I’m forced through circumstance (lack of full time teaching jobs in my area, being unable to drive and a son who needs more than usual maternal attention due to being Aspergers) to remain a stay at home mum. So I write books, publish them myself (as best I can) and volunteer in the community as a Guider.

My partner, having been thrown out of one industry for being Dyslexic and undiagnosed Aspergers, is changing career to one that suits him as a person and looking for work. Unfortunately, it’s one of those careers that (like writing) is very difficult to get into without a lot of experience. Which he doesn’t have, despite being talented at his chosen career.

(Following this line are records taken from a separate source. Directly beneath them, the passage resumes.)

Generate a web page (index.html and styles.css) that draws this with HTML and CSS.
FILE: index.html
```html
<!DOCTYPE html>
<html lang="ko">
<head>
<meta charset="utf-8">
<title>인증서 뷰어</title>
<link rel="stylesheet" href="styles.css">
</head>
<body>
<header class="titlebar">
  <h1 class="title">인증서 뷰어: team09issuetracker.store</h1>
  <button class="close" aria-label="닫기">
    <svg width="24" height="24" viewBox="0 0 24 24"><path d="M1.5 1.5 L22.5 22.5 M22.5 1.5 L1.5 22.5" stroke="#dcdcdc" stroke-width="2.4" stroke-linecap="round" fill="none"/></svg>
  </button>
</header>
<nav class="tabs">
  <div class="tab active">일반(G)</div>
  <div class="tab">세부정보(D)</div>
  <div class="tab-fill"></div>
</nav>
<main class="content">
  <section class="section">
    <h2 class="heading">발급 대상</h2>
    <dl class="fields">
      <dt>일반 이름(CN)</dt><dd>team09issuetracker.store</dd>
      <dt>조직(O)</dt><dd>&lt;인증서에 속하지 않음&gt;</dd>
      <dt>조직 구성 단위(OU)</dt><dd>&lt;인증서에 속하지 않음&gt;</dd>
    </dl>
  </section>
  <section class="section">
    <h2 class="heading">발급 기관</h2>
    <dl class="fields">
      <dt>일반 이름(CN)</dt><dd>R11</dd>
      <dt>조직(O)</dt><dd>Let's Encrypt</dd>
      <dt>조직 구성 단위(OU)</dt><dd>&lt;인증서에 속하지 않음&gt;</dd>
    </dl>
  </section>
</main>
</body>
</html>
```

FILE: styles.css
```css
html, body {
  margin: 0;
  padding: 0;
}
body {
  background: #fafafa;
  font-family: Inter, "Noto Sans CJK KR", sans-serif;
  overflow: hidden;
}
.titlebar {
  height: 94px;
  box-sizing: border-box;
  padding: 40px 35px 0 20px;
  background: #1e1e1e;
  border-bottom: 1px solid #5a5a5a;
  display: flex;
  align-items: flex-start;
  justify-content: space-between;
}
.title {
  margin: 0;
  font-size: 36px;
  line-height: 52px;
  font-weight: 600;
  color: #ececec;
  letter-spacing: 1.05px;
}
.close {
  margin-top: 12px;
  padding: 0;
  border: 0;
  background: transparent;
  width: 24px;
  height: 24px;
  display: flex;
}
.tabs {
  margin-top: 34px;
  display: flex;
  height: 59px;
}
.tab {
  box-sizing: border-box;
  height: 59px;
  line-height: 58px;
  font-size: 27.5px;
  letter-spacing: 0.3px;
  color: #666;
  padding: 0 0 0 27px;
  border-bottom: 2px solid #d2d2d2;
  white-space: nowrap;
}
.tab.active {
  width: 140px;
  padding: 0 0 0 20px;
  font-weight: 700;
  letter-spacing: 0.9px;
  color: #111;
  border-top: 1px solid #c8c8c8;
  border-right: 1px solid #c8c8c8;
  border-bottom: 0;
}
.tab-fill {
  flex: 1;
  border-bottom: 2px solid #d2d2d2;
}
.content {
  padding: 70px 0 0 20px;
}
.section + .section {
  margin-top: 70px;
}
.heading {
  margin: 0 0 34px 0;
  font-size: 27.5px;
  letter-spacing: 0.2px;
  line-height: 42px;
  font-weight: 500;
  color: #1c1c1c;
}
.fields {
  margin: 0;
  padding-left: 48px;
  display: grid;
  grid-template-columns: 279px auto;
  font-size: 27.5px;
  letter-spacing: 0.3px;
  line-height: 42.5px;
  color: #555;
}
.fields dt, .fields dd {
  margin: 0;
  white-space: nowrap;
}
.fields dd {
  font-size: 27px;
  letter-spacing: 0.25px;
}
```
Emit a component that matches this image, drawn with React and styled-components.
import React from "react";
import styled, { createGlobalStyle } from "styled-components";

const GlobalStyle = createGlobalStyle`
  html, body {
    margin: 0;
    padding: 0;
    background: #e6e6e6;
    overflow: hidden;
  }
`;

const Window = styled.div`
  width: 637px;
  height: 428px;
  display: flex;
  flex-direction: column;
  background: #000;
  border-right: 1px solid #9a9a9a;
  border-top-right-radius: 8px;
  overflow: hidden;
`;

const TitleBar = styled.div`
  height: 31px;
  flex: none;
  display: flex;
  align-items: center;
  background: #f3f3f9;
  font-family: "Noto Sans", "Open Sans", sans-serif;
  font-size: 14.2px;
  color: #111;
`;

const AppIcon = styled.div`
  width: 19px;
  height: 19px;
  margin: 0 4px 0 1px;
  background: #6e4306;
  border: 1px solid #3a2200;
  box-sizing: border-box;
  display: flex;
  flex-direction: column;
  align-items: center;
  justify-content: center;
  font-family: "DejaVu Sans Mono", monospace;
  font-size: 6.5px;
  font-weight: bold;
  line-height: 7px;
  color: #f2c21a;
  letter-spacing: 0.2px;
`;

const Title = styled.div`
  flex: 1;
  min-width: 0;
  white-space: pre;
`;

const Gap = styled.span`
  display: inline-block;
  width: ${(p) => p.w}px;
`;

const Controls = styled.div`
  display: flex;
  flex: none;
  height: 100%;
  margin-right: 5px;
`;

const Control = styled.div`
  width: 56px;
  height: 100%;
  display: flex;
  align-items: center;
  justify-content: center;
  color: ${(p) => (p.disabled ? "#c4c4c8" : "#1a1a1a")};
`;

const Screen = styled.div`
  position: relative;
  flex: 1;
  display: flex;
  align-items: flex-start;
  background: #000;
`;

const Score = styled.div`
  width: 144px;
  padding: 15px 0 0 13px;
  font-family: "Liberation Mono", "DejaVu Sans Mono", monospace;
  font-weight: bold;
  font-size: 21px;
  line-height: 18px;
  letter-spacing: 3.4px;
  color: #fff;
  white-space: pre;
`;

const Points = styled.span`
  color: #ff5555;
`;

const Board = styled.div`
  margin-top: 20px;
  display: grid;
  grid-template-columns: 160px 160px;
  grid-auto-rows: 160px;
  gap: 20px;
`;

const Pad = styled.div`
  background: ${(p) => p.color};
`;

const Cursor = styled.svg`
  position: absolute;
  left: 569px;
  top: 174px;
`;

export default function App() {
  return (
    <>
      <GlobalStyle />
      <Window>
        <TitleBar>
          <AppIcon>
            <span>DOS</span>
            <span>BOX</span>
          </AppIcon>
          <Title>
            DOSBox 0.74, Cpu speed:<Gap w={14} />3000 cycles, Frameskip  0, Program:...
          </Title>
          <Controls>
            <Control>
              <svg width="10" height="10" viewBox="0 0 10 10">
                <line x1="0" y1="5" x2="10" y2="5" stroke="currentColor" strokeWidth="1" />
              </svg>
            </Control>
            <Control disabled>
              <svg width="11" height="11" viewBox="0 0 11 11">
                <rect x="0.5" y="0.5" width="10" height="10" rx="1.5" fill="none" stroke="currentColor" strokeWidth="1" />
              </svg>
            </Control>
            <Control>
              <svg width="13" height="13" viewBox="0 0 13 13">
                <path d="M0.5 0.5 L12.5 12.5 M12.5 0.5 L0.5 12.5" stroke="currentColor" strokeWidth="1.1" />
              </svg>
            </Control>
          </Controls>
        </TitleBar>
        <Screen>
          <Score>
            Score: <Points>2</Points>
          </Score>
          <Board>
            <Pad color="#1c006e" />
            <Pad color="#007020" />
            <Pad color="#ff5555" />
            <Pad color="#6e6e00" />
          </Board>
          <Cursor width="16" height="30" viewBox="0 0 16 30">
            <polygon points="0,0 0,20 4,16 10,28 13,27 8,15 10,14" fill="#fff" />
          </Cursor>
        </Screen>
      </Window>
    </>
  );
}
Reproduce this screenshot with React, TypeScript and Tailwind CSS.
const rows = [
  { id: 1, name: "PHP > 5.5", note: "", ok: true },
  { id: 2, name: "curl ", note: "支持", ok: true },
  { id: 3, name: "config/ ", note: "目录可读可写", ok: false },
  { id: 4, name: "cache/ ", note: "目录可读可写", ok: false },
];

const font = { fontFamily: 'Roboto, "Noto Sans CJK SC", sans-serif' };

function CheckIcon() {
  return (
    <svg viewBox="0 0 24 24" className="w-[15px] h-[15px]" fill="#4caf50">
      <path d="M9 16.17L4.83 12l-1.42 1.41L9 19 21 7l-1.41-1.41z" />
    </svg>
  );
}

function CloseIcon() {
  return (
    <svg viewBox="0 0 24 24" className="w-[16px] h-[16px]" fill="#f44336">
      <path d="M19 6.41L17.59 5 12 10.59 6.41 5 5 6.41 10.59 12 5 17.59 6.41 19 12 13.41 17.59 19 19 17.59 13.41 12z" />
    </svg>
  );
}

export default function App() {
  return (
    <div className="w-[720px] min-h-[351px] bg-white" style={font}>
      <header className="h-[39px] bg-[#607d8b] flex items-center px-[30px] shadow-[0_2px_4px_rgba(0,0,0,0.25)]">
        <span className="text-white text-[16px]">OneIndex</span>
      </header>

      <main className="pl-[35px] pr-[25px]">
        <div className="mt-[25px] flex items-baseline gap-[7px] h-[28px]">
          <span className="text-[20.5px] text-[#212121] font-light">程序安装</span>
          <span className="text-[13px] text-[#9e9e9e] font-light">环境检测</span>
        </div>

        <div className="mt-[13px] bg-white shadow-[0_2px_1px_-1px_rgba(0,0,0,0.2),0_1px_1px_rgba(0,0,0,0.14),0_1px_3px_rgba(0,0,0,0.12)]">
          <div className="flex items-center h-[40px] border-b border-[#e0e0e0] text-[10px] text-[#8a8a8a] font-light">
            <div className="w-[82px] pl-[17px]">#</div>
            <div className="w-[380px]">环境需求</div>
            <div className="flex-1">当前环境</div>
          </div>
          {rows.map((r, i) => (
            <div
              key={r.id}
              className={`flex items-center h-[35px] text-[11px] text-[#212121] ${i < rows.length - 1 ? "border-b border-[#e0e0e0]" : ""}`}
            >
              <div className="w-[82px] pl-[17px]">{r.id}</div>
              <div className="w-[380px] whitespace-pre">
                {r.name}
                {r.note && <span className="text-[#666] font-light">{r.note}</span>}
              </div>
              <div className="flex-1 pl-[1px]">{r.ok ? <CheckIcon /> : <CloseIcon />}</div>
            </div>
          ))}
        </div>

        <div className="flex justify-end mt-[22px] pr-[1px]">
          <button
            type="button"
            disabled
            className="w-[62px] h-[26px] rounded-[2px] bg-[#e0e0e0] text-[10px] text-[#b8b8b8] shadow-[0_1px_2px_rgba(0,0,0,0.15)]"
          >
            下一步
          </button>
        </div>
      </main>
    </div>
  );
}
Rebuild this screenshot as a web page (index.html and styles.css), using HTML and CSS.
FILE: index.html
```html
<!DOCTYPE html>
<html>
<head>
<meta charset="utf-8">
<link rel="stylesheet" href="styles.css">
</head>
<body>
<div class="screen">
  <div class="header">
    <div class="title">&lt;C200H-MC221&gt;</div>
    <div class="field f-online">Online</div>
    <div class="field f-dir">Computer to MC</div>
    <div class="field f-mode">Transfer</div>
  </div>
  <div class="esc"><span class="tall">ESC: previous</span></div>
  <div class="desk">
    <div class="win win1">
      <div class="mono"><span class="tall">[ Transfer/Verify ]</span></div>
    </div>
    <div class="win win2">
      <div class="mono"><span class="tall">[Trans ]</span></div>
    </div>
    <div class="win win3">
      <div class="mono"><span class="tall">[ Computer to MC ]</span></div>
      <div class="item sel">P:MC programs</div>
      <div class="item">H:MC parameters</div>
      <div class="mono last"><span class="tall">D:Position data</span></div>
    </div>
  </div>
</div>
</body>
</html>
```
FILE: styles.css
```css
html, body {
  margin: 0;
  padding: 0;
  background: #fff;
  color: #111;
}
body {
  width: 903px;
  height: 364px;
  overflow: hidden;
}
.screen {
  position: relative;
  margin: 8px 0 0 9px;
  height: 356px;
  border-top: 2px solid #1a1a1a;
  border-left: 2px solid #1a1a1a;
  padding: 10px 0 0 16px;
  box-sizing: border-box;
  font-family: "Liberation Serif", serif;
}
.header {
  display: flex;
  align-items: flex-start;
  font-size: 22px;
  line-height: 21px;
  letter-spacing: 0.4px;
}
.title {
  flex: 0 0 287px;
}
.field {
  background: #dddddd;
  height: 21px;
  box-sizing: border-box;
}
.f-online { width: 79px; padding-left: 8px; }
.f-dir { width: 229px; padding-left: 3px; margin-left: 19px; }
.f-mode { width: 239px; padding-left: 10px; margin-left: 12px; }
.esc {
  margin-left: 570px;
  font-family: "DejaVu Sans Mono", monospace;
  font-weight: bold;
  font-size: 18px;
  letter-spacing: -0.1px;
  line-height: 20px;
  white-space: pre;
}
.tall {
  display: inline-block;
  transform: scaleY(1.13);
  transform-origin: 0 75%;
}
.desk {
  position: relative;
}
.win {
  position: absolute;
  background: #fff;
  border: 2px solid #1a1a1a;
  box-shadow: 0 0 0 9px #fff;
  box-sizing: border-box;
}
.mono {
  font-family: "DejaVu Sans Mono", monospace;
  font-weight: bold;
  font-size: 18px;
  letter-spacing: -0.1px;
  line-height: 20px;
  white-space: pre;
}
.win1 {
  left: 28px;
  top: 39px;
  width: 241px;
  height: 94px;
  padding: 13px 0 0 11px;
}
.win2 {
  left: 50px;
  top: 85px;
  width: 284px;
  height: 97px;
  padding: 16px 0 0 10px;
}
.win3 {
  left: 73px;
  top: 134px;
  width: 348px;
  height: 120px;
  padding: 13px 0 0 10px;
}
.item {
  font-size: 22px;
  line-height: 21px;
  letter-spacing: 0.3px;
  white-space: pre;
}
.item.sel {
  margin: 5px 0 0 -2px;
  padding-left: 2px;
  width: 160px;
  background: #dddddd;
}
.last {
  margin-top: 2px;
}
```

I care about money because we need it to live; you can’t buy food or energy without it and the prices are getting higher every week as the more materialistic of the human race try to pull as much of the world’s money into their personal accounts.

My writing makes a little bit of money. The rest (because of the aforementioned circumstances) we have to get through the benefits system. Which people higher up the money chain are trying to pull out from under us because they think that we don’t deserve it or that we are taking too much from the country and not giving back at all.

It’s a grapefruit juice bubble existence.

Sooner or later (the latter please!) it is going to be bitten into and who knows what comes next?

 

I’m not sure that I am making any sense at the moment – blame it on Sprog, he/she seems to enjoy making me write oddly – so I will leave you with this:

 

Read “Wool” by Hugh Howey.

Enjoy the words as they burst on your mind, revel in the wonderful story, then think about what he is telling us about our world.

 

And when the next chance comes for you to vote in an election of some sort, consider what the party you are going to vote for would do with the country you live in.

Would they make it better for everyone or just for themselves?